There are better ways to make money, statistically speaking. You are more likely to be hit by lightning than to win in a lottery. And there are plenty of other ways to have fun. Although gambling is loaded with things that draw people to wager at gaming tables, the racetrack, or even via cable television and the Internet, very few of these attractions have anything to do with money. "Ninety-nine percent of gamblers don't play to win," says Dr. Igor Ksusyszyn, an associate professor of psychology at York University in Toronto. Dr. Ksusyszyn is not only one of the world's leading authorities on gambling psychology, but also owns racehorses and has written books on how to win at blackjack and horse racing. "Except for professional gamblers, people play with money, not FOR money." The professional gambler is a rare individual who is ambitious and talented enough to make a living at the casino or the racetrack.

So, if not money, why do gamblers go to the casinos? In the first place, excitement. Gambling is not only mentally stimulating; it's also emotionally thrilling and physiologically arousing to hang on every card or toss of the roulette ball. Some people need to bet $1,000 to get the same thrill that others achieve from a $2 wager.

There are many explanations of why we love to gamble, but the most interesting theory is that gamblers are trying to have some control over the uncontrollable. The inability to predict or control the world, psychologists have observed, makes most people very uncomfortable. This leads many to the (false) hope they can control the dice. Most of the games people bet on - roulette, lotteries, craps and slot machines - have entirely random results. But this knowledge does not prevent gamblers from creating, and believing in, complicated systems or superstitions. People have been known to camp out in tents overnight to ensure they get the "right" seat at a Bingo game.

Regardless of the game, winners rarely keep their good fortune to themselves, while losers try to stay unnoticed. "Winners tell everybody," says Dr. Thompson of the University of Nevada at Las Vegas, "because this is an indication that 'the gods', or 'heaven', favour them."

Questions for Discussion

1. What do you think of gambling? Do you like to gamble? What are some popular forms of gambling in Korea?

2. Have you ever been to a casino, or known someone who went to a casino?
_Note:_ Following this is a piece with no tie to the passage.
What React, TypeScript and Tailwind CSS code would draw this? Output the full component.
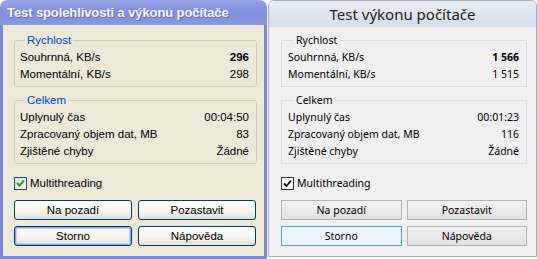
import React from "react";

type Row = { label: string; value: string; bold?: boolean };

function GroupXP({ label, rows }: { label: string; rows: Row[] }) {
  return (
    <fieldset className="border border-[#d0d0bf] rounded-[3px] px-[5px] pt-[2px] pb-[3px] mr-[1px]">
      <legend className="ml-[5px] px-[2px] leading-[14px] text-[#0046d5]">{label}</legend>
      {rows.map((r) => (
        <div key={r.label} className="flex justify-between h-[17px] leading-[17px] pr-[2px]">
          <span>{r.label}</span>
          <span className={r.bold ? "font-bold" : ""}>{r.value}</span>
        </div>
      ))}
    </fieldset>
  );
}

function Group7({ label, rows }: { label: string; rows: Row[] }) {
  return (
    <fieldset className="border border-[#d5dfe5] px-[6px] pt-[2px] pb-[3px]">
      <legend className="ml-[6px] px-[2px] leading-[14px] text-black">{label}</legend>
      {rows.map((r) => (
        <div key={r.label} className="flex justify-between h-[17px] leading-[17px] pr-[1px]">
          <span>{r.label}</span>
          <span className={r.bold ? "font-bold" : ""}>{r.value}</span>
        </div>
      ))}
    </fieldset>
  );
}

function BtnXP({ label, def }: { label: string; def?: boolean }) {
  return (
    <button
      className={
        "h-[20px] border border-[#003c74] rounded-[3px] bg-[linear-gradient(180deg,#ffffff_0%,#f5f4ef_55%,#e3e0d6_100%)] text-black leading-[18px] " +
        (def ? "shadow-[inset_0_0_0_1px_#8aa6ee,inset_0_0_0_2px_#c4d3f8]" : "")
      }
    >
      {label}
    </button>
  );
}

function Btn7({ label, def }: { label: string; def?: boolean }) {
  return (
    <button
      className={
        "h-[20px] border text-black leading-[18px] " +
        (def
          ? "border-[#5a9fdc] bg-[#edf4fb]"
          : "border-[#b4b4b4] bg-[linear-gradient(180deg,#f3f3f3_0%,#e9e9e9_50%,#e1e1e1_100%)]")
      }
    >
      {label}
    </button>
  );
}

export default function App() {
  return (
    <div className="w-[537px] h-[259px] flex bg-white overflow-hidden">
      {/* XP window */}
      <div className="w-[267px] h-[259px] flex flex-col font-['Liberation_Sans',Arial,sans-serif] text-[11.5px] text-black">
        <div className="h-[25px] shrink-0 rounded-t-[7px] bg-[linear-gradient(180deg,#9aa8ea_0%,#8595e0_30%,#7f90de_70%,#8a9be2_100%)] flex items-center pl-[7px]">
          <span className="text-[13px] font-bold text-[#f6f8ff] tracking-[-0.1px] [text-shadow:1px_1px_0_#6070c0]">
            Test spolehlivosti a výkonu počítače
          </span>
        </div>
        <div className="flex-1 border-x-[3px] border-b-[3px] border-[#7c88d6] bg-[#ece9d8] pl-[11px] pr-[6px] pt-[8px] flex flex-col">
          <GroupXP
            label="Rychlost"
            rows={[
              { label: "Souhrnná, KB/s", value: "296", bold: true },
              { label: "Momentální, KB/s", value: "298" },
            ]}
          />
          <div className="h-[6px]" />
          <GroupXP
            label="Celkem"
            rows={[
              { label: "Uplynulý čas", value: "00:04:50" },
              { label: "Zpracovaný objem dat, MB", value: "83" },
              { label: "Zjištěné chyby", value: "Žádné" },
            ]}
          />
          <div className="flex items-center gap-[3px] mt-[13px] h-[13px]">
            <div className="w-[13px] h-[13px] border border-[#1c5180] bg-[linear-gradient(135deg,#dcdcd7_0%,#ffffff_100%)] flex items-center justify-center">
              <svg width="9" height="9" viewBox="0 0 9 9">
                <path d="M1 4 L3.5 6.5 L8 1.5" stroke="#21a121" strokeWidth="2" fill="none" />
              </svg>
            </div>
            <span>Multithreading</span>
          </div>
          <div className="grid grid-cols-2 gap-x-[6px] gap-y-[6px] mt-[10px] mr-[2px]">
            <BtnXP label="Na pozadí" />
            <BtnXP label="Pozastavit" />
            <BtnXP label="Storno" def />
            <BtnXP label="Nápověda" />
          </div>
        </div>
      </div>

      {/* Win7 window */}
      <div className="flex-1 h-[257px] flex flex-col border border-[#a3aebf] rounded-t-[6px] ml-[1px] overflow-hidden font-['Noto_Sans',sans-serif] text-[10.5px] text-black bg-[#f0f0f0]">
        <div className="h-[26px] shrink-0 bg-[linear-gradient(180deg,#e9eef4_0%,#dde5ee_50%,#d3dde9_100%)] flex items-center justify-center">
          <span className="text-[15px] text-[#1e1e1e] leading-[20px]">Test výkonu počítače</span>
        </div>
        <div className="flex-1 pl-[12px] pr-[9px] pt-[6px] flex flex-col">
          <Group7
            label="Rychlost"
            rows={[
              { label: "Souhrnná, KB/s", value: "1 566", bold: true },
              { label: "Momentální, KB/s", value: "1 515" },
            ]}
          />
          <div className="h-[6px]" />
          <Group7
            label="Celkem"
            rows={[
              { label: "Uplynulý čas", value: "00:01:23" },
              { label: "Zpracovaný objem dat, MB", value: "116" },
              { label: "Zjištěné chyby", value: "Žádné" },
            ]}
          />
          <div className="flex items-center gap-[3px] mt-[13px] h-[13px]">
            <div className="w-[13px] h-[13px] border border-[#333333] bg-white flex items-center justify-center">
              <svg width="9" height="9" viewBox="0 0 9 9">
                <path d="M1 4.5 L3.5 7 L8 1.5" stroke="#000" strokeWidth="1.8" fill="none" />
              </svg>
            </div>
            <span>Multithreading</span>
          </div>
          <div className="grid grid-cols-2 gap-x-[5px] gap-y-[6px] mt-[10px]">
            <Btn7 label="Na pozadí" />
            <Btn7 label="Pozastavit" />
            <Btn7 label="Storno" def />
            <Btn7 label="Nápověda" />
          </div>
        </div>
      </div>
    </div>
  );
}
What happened?

3. Why do you think that people like to gamble? Have you ever known someone who was addicted to gambling?

4. Is gambling fun and harmless, or is it dangerous? If so, how is it dangerous?

5. In America, some people have associated gambling with gangs and organized crime. Do you think this is true? How much money should a person spend - what should be their limit - if they go gambling?

6. Have you ever known anyone who was very good at gambling, or playing cards? What were they like?